SOURCE MATERIAL -
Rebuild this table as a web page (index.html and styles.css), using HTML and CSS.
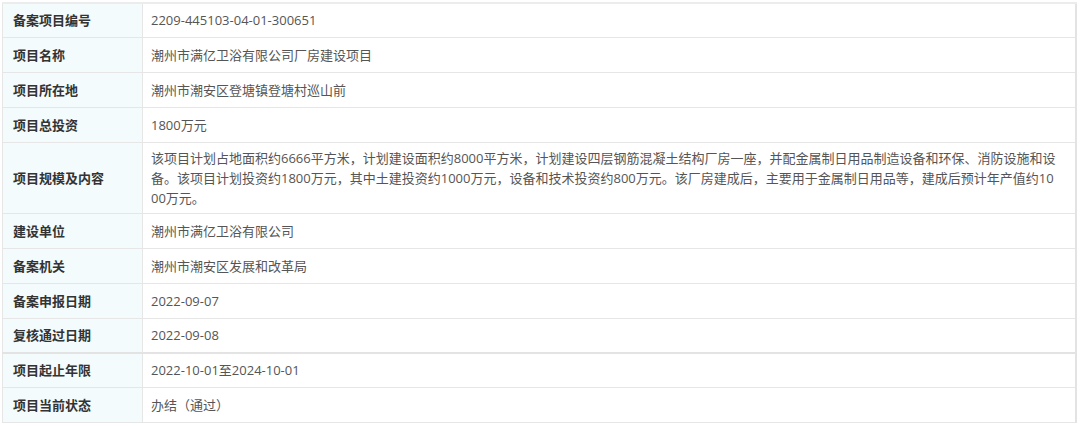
FILE: index.html
```html
<!DOCTYPE html>
<html lang="zh-CN">
<head>
<meta charset="utf-8">
<link rel="stylesheet" href="styles.css">
</head>
<body>
<table class="info">
  <tr class="first"><th>备案项目编号</th><td>2209-445103-04-01-300651</td></tr>
  <tr><th>项目名称</th><td>潮州市满亿卫浴有限公司厂房建设项目</td></tr>
  <tr><th>项目所在地</th><td>潮州市潮安区登塘镇登塘村巡山前</td></tr>
  <tr><th>项目总投资</th><td>1800万元</td></tr>
  <tr class="tall"><th>项目规模及内容</th><td>该项目计划占地面积约6666平方米，计划建设面积约8000平方米，计划建设四层钢筋混凝土结构厂房一座，并配金属制日用品制造设备和环保、消防设施和设备。该项目计划投资约1800万元，其中土建投资约1000万元，设备和技术投资约800万元。该厂房建成后，主要用于金属制日用品等，建成后预计年产值约1000万元。</td></tr>
  <tr><th>建设单位</th><td>潮州市满亿卫浴有限公司</td></tr>
  <tr><th>备案机关</th><td>潮州市潮安区发展和改革局</td></tr>
  <tr><th>备案申报日期</th><td>2022-09-07</td></tr>
  <tr><th>复核通过日期</th><td>2022-09-08</td></tr>
  <tr class="split"><th>项目起止年限</th><td>2022-10-01至2024-10-01</td></tr>
  <tr><th>项目当前状态</th><td>办结（通过）</td></tr>
</table>
</body>
</html>
```
FILE: styles.css
```css
html, body {
  margin: 0;
  padding: 0;
  background: #ffffff;
}
body {
  padding: 2px 0 0 2px;
  font-family: "Open Sans", "Noto Sans CJK SC", sans-serif;
  font-size: 13px;
}
.info {
  border-collapse: collapse;
  width: 1075px;
  border: 1px solid #e3e3e3;
  border-right: 2px solid #e3e3e3;
}
.info th, .info td {
  box-sizing: border-box;
  border: 1px solid #e6e6e6;
  height: 35px;
  padding: 0 8px;
  line-height: 20px;
  vertical-align: middle;
  text-align: left;
}
.info tr.first th, .info tr.first td {
  border-top: 2px solid #ececec;
  height: 34px;
}
.info th {
  width: 140px;
  padding-left: 10px;
  background: #f3fbfc;
  color: #333333;
  font-weight: bold;
  font-family: "Noto Sans CJK SC", sans-serif;
}
.info td {
  color: #555555;
  padding-left: 8px;
  padding-right: 15px;
  word-break: break-all;
}
.info tr.tall td {
  padding-top: 5px;
  padding-bottom: 5px;
  height: 71px;
}
.info tr.split th, .info tr.split td {
  border-top: 2px solid #e3e3e3;
  height: 34px;
}
```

EXERCISE TASK - Keep the pictures out of the copy and return the rest of the data above exactly.

SOLUTION -
Rebuild this table as a web page (index.html and styles.css), using HTML and CSS.
FILE: index.html
```html
<!DOCTYPE html>
<html lang="zh-CN">
<head>
<meta charset="utf-8">
<link rel="stylesheet" href="styles.css">
</head>
<body>
<table class="info">
  <tr class="first"><th>备案项目编号</th><td>2209-445103-04-01-300651</td></tr>
  <tr><th>项目名称</th><td>潮州市满亿卫浴有限公司厂房建设项目</td></tr>
  <tr><th>项目所在地</th><td>潮州市潮安区登塘镇登塘村巡山前</td></tr>
  <tr><th>项目总投资</th><td>1800万元</td></tr>
  <tr class="tall"><th>项目规模及内容</th><td>该项目计划占地面积约6666平方米，计划建设面积约8000平方米，计划建设四层钢筋混凝土结构厂房一座，并配金属制日用品制造设备和环保、消防设施和设备。该项目计划投资约1800万元，其中土建投资约1000万元，设备和技术投资约800万元。该厂房建成后，主要用于金属制日用品等，建成后预计年产值约1000万元。</td></tr>
  <tr><th>建设单位</th><td>潮州市满亿卫浴有限公司</td></tr>
  <tr><th>备案机关</th><td>潮州市潮安区发展和改革局</td></tr>
  <tr><th>备案申报日期</th><td>2022-09-07</td></tr>
  <tr><th>复核通过日期</th><td>2022-09-08</td></tr>
  <tr class="split"><th>项目起止年限</th><td>2022-10-01至2024-10-01</td></tr>
  <tr><th>项目当前状态</th><td>办结（通过）</td></tr>
</table>
</body>
</html>
```
FILE: styles.css
```css
html, body {
  margin: 0;
  padding: 0;
  background: #ffffff;
}
body {
  padding: 2px 0 0 2px;
  font-family: "Open Sans", "Noto Sans CJK SC", sans-serif;
  font-size: 13px;
}
.info {
  border-collapse: collapse;
  width: 1075px;
  border: 1px solid #e3e3e3;
  border-right: 2px solid #e3e3e3;
}
.info th, .info td {
  box-sizing: border-box;
  border: 1px solid #e6e6e6;
  height: 35px;
  padding: 0 8px;
  line-height: 20px;
  vertical-align: middle;
  text-align: left;
}
.info tr.first th, .info tr.first td {
  border-top: 2px solid #ececec;
  height: 34px;
}
.info th {
  width: 140px;
  padding-left: 10px;
  background: #f3fbfc;
  color: #333333;
  font-weight: bold;
  font-family: "Noto Sans CJK SC", sans-serif;
}
.info td {
  color: #555555;
  padding-left: 8px;
  padding-right: 15px;
  word-break: break-all;
}
.info tr.tall td {
  padding-top: 5px;
  padding-bottom: 5px;
  height: 71px;
}
.info tr.split th, .info tr.split td {
  border-top: 2px solid #e3e3e3;
  height: 34px;
}
```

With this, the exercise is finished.